Aggregation, production and spillover: the cumulative impact of man-made structures on fish.

Lead Research Organisation: University of Strathclyde
Department Name: Mathematics and Statistics


In the latter half of the 20th century, over 1300 man-made structures (MMS) were installed in the offshore marine environment of the North Sea for the oil and gas industry, and many others are now being installed to obtain offshore renewable energy. There is mounting evidence for the ecological benefits of such structures, not least for marine fish. In the United States of America, MMS (particularly oil rigs) are used as reefs to successfully enhance fisheries in the so-called, Rig to Reefs programme. In Europe the opposite occurs: international regulations governing the North Sea (i.e. OSPAR Decision 98/3) require the complete removal of disused offshore installations.

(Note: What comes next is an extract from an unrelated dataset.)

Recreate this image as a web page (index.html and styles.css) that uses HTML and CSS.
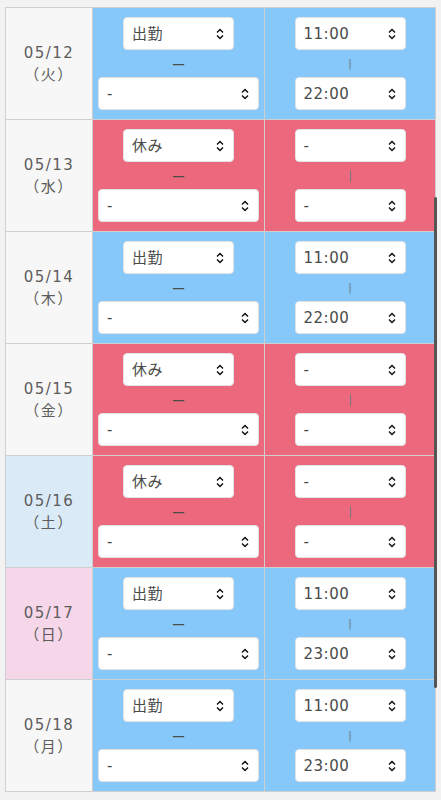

In the North Sea it is well known that fish aggregate at MMS and oil and gas MMS have 500 m fishery exclusion zones. So the structures act as small marine protected areas. At this scale, the total area protected is very small relative to the area occupied by commercial fish stocks in the North Sea. However, there is also evidence that aggregations of fish extend well beyond the exclusion zone, which is either a result of aggregation towards the MMS or enhanced productivity and protection resulting in fish spilling over into the adjacent area. The "spillover effect" is a well-known benefit of marine protected areas but has not been studied in relation to MMS in the North Sea. If this spillover is significant, then the area influence of MMS could be greater than hitherto assumed.

Here, we use an unmanned surface vehicle equipped with state of the art high resolution acoustic surveying techniques to evaluate the scale of aggregation and spillover effect of fish from North Sea MMS. Data from the surveys are used to parameterise a high spatial resolution model of fish dynamics and movements which we will use test hypotheses about the whole North Sea scale effects of networks of structures, including the extent to which they arise from enhanced productivity or the protection from fishing afforded by proximity to hard substrate, and the North Sea scale consequences of their removal..

Our results will be used by oil and gas operators in the North Sea, one of which is a partner in our project, to inform their cumulative impact assessments. This will provide evidence for derogating removal, which as stated by the CEO of the Scottish Wildlife Trust, in a parliamentary committee, could result in "a triple win", with "...substantial savings to the taxpayer and substantial savings to the operator. There could be a net positive effect on the environment in the retention of these sometimes highly biodiverse areas around rigs and other structures."

Planned Impact

The key stakeholders who will benefit from this project are the oil and gas operators, the legislators, the fishing industry and the emerging offshore renewables industry. These stakeholders face the issue of conflicting use of marine space, and in the case of the operators, the prospect of decommissioning their offshore structures at huge costs. At the very least, understanding how fish use these structures and their potential contribution to North Sea fish populations links to the industry challenge of cumulative impact assessment (CIA). There is a lack of certainty over the process of undertaking a CIA, with inconclusive guidance and inconsistent definition of scope. The immediate expected benefits for the oil and gas operators will be providing evidence for cumulative impact assessments associated with decommissioning. However, an outcome of some substantial value would be a demonstration of significant benefits to the environment of the offshore structures. Elevated fish densities, particularly of predatory fish such as cod and saithe, are indicators of a healthy marine environment because these fish are supported by several trophic levels beneath them in the food chain. There could be economic benefits to fishing stakeholders, if these structures are shown to enhance local fish production through, for example, spillover effects. However, such economic benefits would be dwarfed by the massive economic benefits to the oil and gas industry if, as has occurred elsewhere, a demonstration of rigs to reef benefits contributes to a change in decommissioning policy.

The stakeholders will specifically benefit from: a) obtaining quantitative evidence relating to the abundance of commercial fish stocks in and around platforms for comparative and environmental impact assessments; b) use of this evidence to inform future engagement with regulators regarding the interpretation and value of existing decommissioning legislation; c) the development of a non-intrusive method which is able to capture repeatable fish population data in a cost effective manner; d) protocols & models to apply the new techniques in future and to other structures such as offshore renewable devices, pipelines and wrecks.

Key stakeholders, including one of the major operators in the North Sea, are partners in the project. We will engage with these partners with regular face to face meetings, facilitated by the National Decommissioning Centre, which is also a partner. We will also attend stakeholder workshops (e.g. annual MASTS/SUT workshops). We also aim to publicise the potential benefits of offshore MMS by conducting a variety of STEM outreach activities (café scientifique, school visits, and science festival displays of our acoustic data and video data).